After the Kiss
Book 1 in the Sex, Love, & Stiletto series
Author Lauren Layne
Narrated by Samantha Cook
Published by Tantor Media
Publication date Jan 24, 2018
Running time 7 hrs
I voluntarily reviewed an advance readers copy of this book. No remuneration was exchanged and all opinions presented herein are my own except as noted.
Julie Greene loves flings. Loves steamy first dates, sizzling first kisses, and every now and then, that first sexy romp between the sheets. Comfy pants, sleepy Sundays, movie nights on the couch? Shudder. But when Julie gets assigned the hardest story of her career—a first-person account of that magical shift between dating and “I do”—she’ll need a man brave enough to give a total commitment-phobe a chance at more.
Normally, Mitchell Forbes would be exactly that man. A devastatingly hot workaholic who tends to stay in relationships for far too long, he should be the perfect subject for Julie’s “research.” But what Julie doesn’t know is that Mitchell is looking to cut loose for once in his life. And the leggy journalist notorious for avoiding love is exactly the type of no-strings fling he’s looking for. In other words, Mitchell is the polar opposite of what Julie needs right now. And, at the same time, he’s exactly what she wants.
Contains mature themes.
In the tradition of SEX AND THE CITY, indisputably a show that broke ground in what was open for discussion on TV, AFTER THE KISS explores the love lives and sexy times of adults who were still kids when the show began or at least young teens when it ended – this year is the 20th anniversary of SATC’s foirst season.

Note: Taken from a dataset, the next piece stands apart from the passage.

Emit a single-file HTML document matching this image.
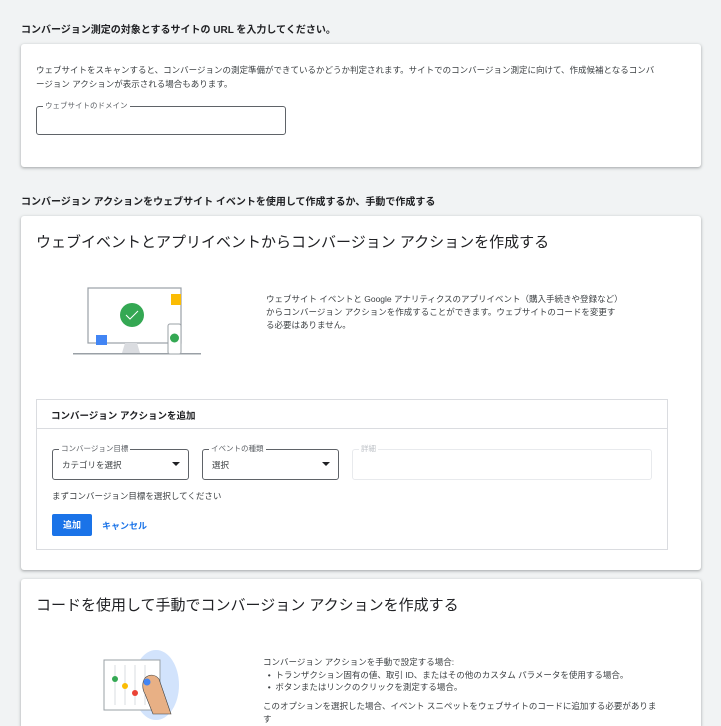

This explores career in much the same way SATC did – lightly, and spends more time looking at love and friendship. The dynamic is a little different; none of the young women chases the big O in the same way Miranda did although one is the sexpert. And the Charlotte character is not quite as wide-eyed and innocent, nor is Julie, the character closest to Carrie’s quite as put together emotionally as Carrie was.
Julie’s problems arise from a terrible loss in her past. The geometry of the loss she suffered relating to romantic problems escaped me though. I don’t think she is particularly driven to be a good journalist; her boss has to point out what it is to be a journalist to her at the start of the assignment about taking relationships, which she doesn’t have, to the next level. And, then, instead of the interviewing and research she could do to make the story, she seeks to her fall back on writing from experience. her friends have an idea. She is spurred on by a young intern gunning for her job. The assignment pushes her out of her comfort zone.
Mitchell’s character starts as a stereotype of any young blood on Wall Street – I was never sure what he did on the street, where there are at least a few jobs. He seems to work with at least one douche-bag, but he seems okay, looking for an authentic relationship and not the modern equivalent of a marriage of convenience based in lineage and position.
But, he’s also susceptible to peer pressure and that’s where the double bind aspect of the relationship story comes in.
Two things, the story doesn’t really offer any surprises, and only one character ever takes the blame.
The narrator is the perfect voice for these young, upwardly mobile and confused characters.
This is, maybe, SATC for a new generation of lovers. I am not sure if it is as good but it was fun and if not entirely new, it had some sass to it.